* begin Data shown *
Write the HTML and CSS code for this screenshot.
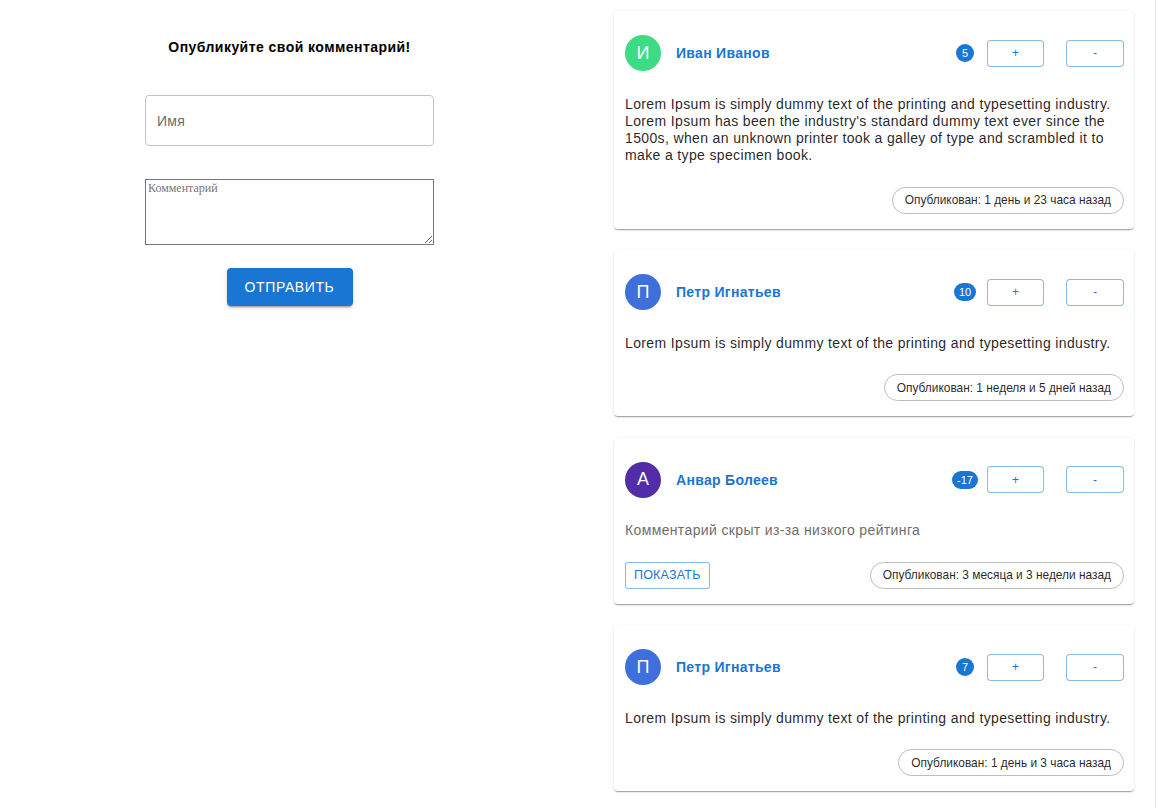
FILE: index.html
```html
<!DOCTYPE html>
<html lang="ru">
<head>
<meta charset="utf-8">
<title>Комментарии</title>
<link rel="stylesheet" href="styles.css">
</head>
<body>
<div class="page">
  <section class="form-col">
    <h2 class="form-title">Опубликуйте свой комментарий!</h2>
    <div class="field"><span class="field-label">Имя</span></div>
    <textarea class="comment-area" placeholder="Комментарий"></textarea>
    <button class="send-btn">Отправить</button>
  </section>
  <section class="list-col">
    <article class="card">
      <header class="card-head">
        <div class="avatar green">И</div>
        <div class="name">Иван Иванов</div>
        <div class="badge-wrap"><span class="badge">5</span></div>
        <button class="vote">+</button>
        <button class="vote minus">-</button>
      </header>
      <p class="text">Lorem Ipsum is simply dummy text of the printing and typesetting industry. Lorem Ipsum has been the industry's standard dummy text ever since the 1500s, when an unknown printer took a galley of type and scrambled it to make a type specimen book.</p>
      <footer class="card-foot"><span class="chip">Опубликован: 1 день и 23 часа назад</span></footer>
    </article>
    <article class="card">
      <header class="card-head">
        <div class="avatar blue">П</div>
        <div class="name">Петр Игнатьев</div>
        <div class="badge-wrap"><span class="badge">10</span></div>
        <button class="vote">+</button>
        <button class="vote minus">-</button>
      </header>
      <p class="text">Lorem Ipsum is simply dummy text of the printing and typesetting industry.</p>
      <footer class="card-foot"><span class="chip">Опубликован: 1 неделя и 5 дней назад</span></footer>
    </article>
    <article class="card">
      <header class="card-head">
        <div class="avatar purple">А</div>
        <div class="name">Анвар Болеев</div>
        <div class="badge-wrap"><span class="badge">-17</span></div>
        <button class="vote">+</button>
        <button class="vote minus">-</button>
      </header>
      <p class="text hidden">Комментарий скрыт из-за низкого рейтинга</p>
      <footer class="card-foot split"><button class="show-btn">Показать</button><span class="chip">Опубликован: 3 месяца и 3 недели назад</span></footer>
    </article>
    <article class="card">
      <header class="card-head">
        <div class="avatar blue">П</div>
        <div class="name">Петр Игнатьев</div>
        <div class="badge-wrap"><span class="badge">7</span></div>
        <button class="vote">+</button>
        <button class="vote minus">-</button>
      </header>
      <p class="text">Lorem Ipsum is simply dummy text of the printing and typesetting industry.</p>
      <footer class="card-foot"><span class="chip">Опубликован: 1 день и 3 часа назад</span></footer>
    </article>
  </section>
</div>
</body>
</html>
```
FILE: styles.css
```css
html, body {
  margin: 0;
  padding: 0;
  background: #fff;
}
body {
  font-family: "Liberation Sans", Arial, sans-serif;
  color: rgba(0, 0, 0, 0.87);
  overflow: hidden;
}
.page {
  display: flex;
  width: 1155px;
  height: 808px;
  border-right: 1px solid #e6e6e6;
}
.form-col {
  width: 579px;
  flex: none;
  display: flex;
  flex-direction: column;
  align-items: center;
  padding-top: 38px;
  box-sizing: border-box;
}
.form-title {
  margin: 0;
  font-size: 14px;
  font-weight: bold;
  line-height: 18px;
  letter-spacing: 0.45px;
  color: #000;
}
.field {
  margin-top: 39px;
  width: 289px;
  height: 51px;
  box-sizing: border-box;
  border: 1px solid #c4c4c4;
  border-radius: 4px;
  display: flex;
  align-items: center;
  padding-left: 11px;
}
.field-label {
  font-size: 14px;
  letter-spacing: 0.3px;
  color: #6b6b6b;
}
.comment-area {
  margin-top: 33px;
  width: 289px;
  height: 66px;
  box-sizing: border-box;
  border: 1px solid #767676;
  padding: 1px 2px;
  font-family: "Liberation Serif", "Times New Roman", serif;
  font-size: 12px;
  resize: vertical;
  display: block;
}
.comment-area::placeholder {
  color: #757575;
}
.send-btn {
  margin-top: 23px;
  width: 126px;
  height: 38px;
  border: none;
  border-radius: 4px;
  background: #1976d2;
  color: #fff;
  font-family: "Liberation Sans", Arial, sans-serif;
  font-size: 14px;
  letter-spacing: 0.6px;
  text-transform: uppercase;
  box-shadow: 0 3px 1px -2px rgba(0,0,0,0.2), 0 2px 2px 0 rgba(0,0,0,0.14), 0 1px 5px 0 rgba(0,0,0,0.12);
}
.list-col {
  flex: none;
  padding-left: 35px;
  padding-top: 11px;
  display: flex;
  flex-direction: column;
  gap: 21.5px;
}
.card {
  width: 520px;
  box-sizing: border-box;
  padding: 24px 10px 15px 11px;
  border-radius: 4px;
  background: #fff;
  box-shadow: 0 2px 1px -1px rgba(0,0,0,0.2), 0 1px 1px 0 rgba(0,0,0,0.14), 0 1px 3px 0 rgba(0,0,0,0.12);
}
.card-head {
  display: flex;
  align-items: center;
  height: 36px;
}
.avatar {
  width: 36px;
  height: 36px;
  border-radius: 50%;
  display: flex;
  align-items: center;
  justify-content: center;
  color: #fff;
  font-family: "Liberation Sans", Arial, sans-serif;
  font-size: 18px;
  flex: none;
}
.green { background: #3ddc84; }
.blue { background: #3f6fdb; }
.purple { background: #512da8; }
.name {
  margin-left: 15px;
  font-size: 14px;
  font-weight: bold;
  letter-spacing: 0.3px;
  color: #1976d2;
  flex: 1;
}
.badge-wrap {
  width: 28px;
  display: flex;
  justify-content: center;
  margin-right: 8px;
}
.badge {
  min-width: 18px;
  height: 18px;
  box-sizing: border-box;
  border-radius: 9px;
  background: #1976d2;
  color: #fff;
  font-size: 11px;
  display: flex;
  align-items: center;
  justify-content: center;
  padding: 0 5px;
}
.vote {
  width: 57px;
  height: 27px;
  box-sizing: border-box;
  border: 1px solid rgba(25, 118, 210, 0.5);
  border-radius: 4px;
  background: #fff;
  color: #1976d2;
  font-family: "Liberation Sans", Arial, sans-serif;
  font-size: 12px;
  padding: 0;
}
.vote.minus {
  margin-left: 22px;
  width: 58px;
}
.text {
  margin: 24.5px 0 0;
  font-size: 14px;
  line-height: 17.25px;
  letter-spacing: 0.36px;
  color: rgba(0, 0, 0, 0.87);
}
.text.hidden {
  color: #6e6e6e;
}
.card-foot {
  margin-top: 22.25px;
  display: flex;
  justify-content: flex-end;
  align-items: center;
}
.card-foot.split {
  justify-content: space-between;
}
.chip {
  height: 27px;
  box-sizing: border-box;
  border: 1px solid #bdbdbd;
  border-radius: 14px;
  padding: 0 12px;
  display: flex;
  align-items: center;
  font-size: 11.9px;
  color: rgba(0, 0, 0, 0.87);
}
.show-btn {
  height: 27px;
  box-sizing: border-box;
  border: 1px solid rgba(25, 118, 210, 0.5);
  border-radius: 3px;
  background: #fff;
  color: #1976d2;
  font-family: "Liberation Sans", Arial, sans-serif;
  font-size: 12.5px;
  letter-spacing: 0.2px;
  text-transform: uppercase;
  padding: 0 8px;
}
```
* end Data shown *
## [Set exercise]
Exclude every picture and copy the remaining data exactly.

## [Task result]
Write the HTML and CSS code for this screenshot.
FILE: index.html
```html
<!DOCTYPE html>
<html lang="ru">
<head>
<meta charset="utf-8">
<title>Комментарии</title>
<link rel="stylesheet" href="styles.css">
</head>
<body>
<div class="page">
  <section class="form-col">
    <h2 class="form-title">Опубликуйте свой комментарий!</h2>
    <div class="field"><span class="field-label">Имя</span></div>
    <textarea class="comment-area" placeholder="Комментарий"></textarea>
    <button class="send-btn">Отправить</button>
  </section>
  <section class="list-col">
    <article class="card">
      <header class="card-head">
        <div class="avatar green">И</div>
        <div class="name">Иван Иванов</div>
        <div class="badge-wrap"><span class="badge">5</span></div>
        <button class="vote">+</button>
        <button class="vote minus">-</button>
      </header>
      <p class="text">Lorem Ipsum is simply dummy text of the printing and typesetting industry. Lorem Ipsum has been the industry's standard dummy text ever since the 1500s, when an unknown printer took a galley of type and scrambled it to make a type specimen book.</p>
      <footer class="card-foot"><span class="chip">Опубликован: 1 день и 23 часа назад</span></footer>
    </article>
    <article class="card">
      <header class="card-head">
        <div class="avatar blue">П</div>
        <div class="name">Петр Игнатьев</div>
        <div class="badge-wrap"><span class="badge">10</span></div>
        <button class="vote">+</button>
        <button class="vote minus">-</button>
      </header>
      <p class="text">Lorem Ipsum is simply dummy text of the printing and typesetting industry.</p>
      <footer class="card-foot"><span class="chip">Опубликован: 1 неделя и 5 дней назад</span></footer>
    </article>
    <article class="card">
      <header class="card-head">
        <div class="avatar purple">А</div>
        <div class="name">Анвар Болеев</div>
        <div class="badge-wrap"><span class="badge">-17</span></div>
        <button class="vote">+</button>
        <button class="vote minus">-</button>
      </header>
      <p class="text hidden">Комментарий скрыт из-за низкого рейтинга</p>
      <footer class="card-foot split"><button class="show-btn">Показать</button><span class="chip">Опубликован: 3 месяца и 3 недели назад</span></footer>
    </article>
    <article class="card">
      <header class="card-head">
        <div class="avatar blue">П</div>
        <div class="name">Петр Игнатьев</div>
        <div class="badge-wrap"><span class="badge">7</span></div>
        <button class="vote">+</button>
        <button class="vote minus">-</button>
      </header>
      <p class="text">Lorem Ipsum is simply dummy text of the printing and typesetting industry.</p>
      <footer class="card-foot"><span class="chip">Опубликован: 1 день и 3 часа назад</span></footer>
    </article>
  </section>
</div>
</body>
</html>
```
FILE: styles.css
```css
html, body {
  margin: 0;
  padding: 0;
  background: #fff;
}
body {
  font-family: "Liberation Sans", Arial, sans-serif;
  color: rgba(0, 0, 0, 0.87);
  overflow: hidden;
}
.page {
  display: flex;
  width: 1155px;
  height: 808px;
  border-right: 1px solid #e6e6e6;
}
.form-col {
  width: 579px;
  flex: none;
  display: flex;
  flex-direction: column;
  align-items: center;
  padding-top: 38px;
  box-sizing: border-box;
}
.form-title {
  margin: 0;
  font-size: 14px;
  font-weight: bold;
  line-height: 18px;
  letter-spacing: 0.45px;
  color: #000;
}
.field {
  margin-top: 39px;
  width: 289px;
  height: 51px;
  box-sizing: border-box;
  border: 1px solid #c4c4c4;
  border-radius: 4px;
  display: flex;
  align-items: center;
  padding-left: 11px;
}
.field-label {
  font-size: 14px;
  letter-spacing: 0.3px;
  color: #6b6b6b;
}
.comment-area {
  margin-top: 33px;
  width: 289px;
  height: 66px;
  box-sizing: border-box;
  border: 1px solid #767676;
  padding: 1px 2px;
  font-family: "Liberation Serif", "Times New Roman", serif;
  font-size: 12px;
  resize: vertical;
  display: block;
}
.comment-area::placeholder {
  color: #757575;
}
.send-btn {
  margin-top: 23px;
  width: 126px;
  height: 38px;
  border: none;
  border-radius: 4px;
  background: #1976d2;
  color: #fff;
  font-family: "Liberation Sans", Arial, sans-serif;
  font-size: 14px;
  letter-spacing: 0.6px;
  text-transform: uppercase;
  box-shadow: 0 3px 1px -2px rgba(0,0,0,0.2), 0 2px 2px 0 rgba(0,0,0,0.14), 0 1px 5px 0 rgba(0,0,0,0.12);
}
.list-col {
  flex: none;
  padding-left: 35px;
  padding-top: 11px;
  display: flex;
  flex-direction: column;
  gap: 21.5px;
}
.card {
  width: 520px;
  box-sizing: border-box;
  padding: 24px 10px 15px 11px;
  border-radius: 4px;
  background: #fff;
  box-shadow: 0 2px 1px -1px rgba(0,0,0,0.2), 0 1px 1px 0 rgba(0,0,0,0.14), 0 1px 3px 0 rgba(0,0,0,0.12);
}
.card-head {
  display: flex;
  align-items: center;
  height: 36px;
}
.avatar {
  width: 36px;
  height: 36px;
  border-radius: 50%;
  display: flex;
  align-items: center;
  justify-content: center;
  color: #fff;
  font-family: "Liberation Sans", Arial, sans-serif;
  font-size: 18px;
  flex: none;
}
.green { background: #3ddc84; }
.blue { background: #3f6fdb; }
.purple { background: #512da8; }
.name {
  margin-left: 15px;
  font-size: 14px;
  font-weight: bold;
  letter-spacing: 0.3px;
  color: #1976d2;
  flex: 1;
}
.badge-wrap {
  width: 28px;
  display: flex;
  justify-content: center;
  margin-right: 8px;
}
.badge {
  min-width: 18px;
  height: 18px;
  box-sizing: border-box;
  border-radius: 9px;
  background: #1976d2;
  color: #fff;
  font-size: 11px;
  display: flex;
  align-items: center;
  justify-content: center;
  padding: 0 5px;
}
.vote {
  width: 57px;
  height: 27px;
  box-sizing: border-box;
  border: 1px solid rgba(25, 118, 210, 0.5);
  border-radius: 4px;
  background: #fff;
  color: #1976d2;
  font-family: "Liberation Sans", Arial, sans-serif;
  font-size: 12px;
  padding: 0;
}
.vote.minus {
  margin-left: 22px;
  width: 58px;
}
.text {
  margin: 24.5px 0 0;
  font-size: 14px;
  line-height: 17.25px;
  letter-spacing: 0.36px;
  color: rgba(0, 0, 0, 0.87);
}
.text.hidden {
  color: #6e6e6e;
}
.card-foot {
  margin-top: 22.25px;
  display: flex;
  justify-content: flex-end;
  align-items: center;
}
.card-foot.split {
  justify-content: space-between;
}
.chip {
  height: 27px;
  box-sizing: border-box;
  border: 1px solid #bdbdbd;
  border-radius: 14px;
  padding: 0 12px;
  display: flex;
  align-items: center;
  font-size: 11.9px;
  color: rgba(0, 0, 0, 0.87);
}
.show-btn {
  height: 27px;
  box-sizing: border-box;
  border: 1px solid rgba(25, 118, 210, 0.5);
  border-radius: 3px;
  background: #fff;
  color: #1976d2;
  font-family: "Liberation Sans", Arial, sans-serif;
  font-size: 12.5px;
  letter-spacing: 0.2px;
  text-transform: uppercase;
  padding: 0 8px;
}
```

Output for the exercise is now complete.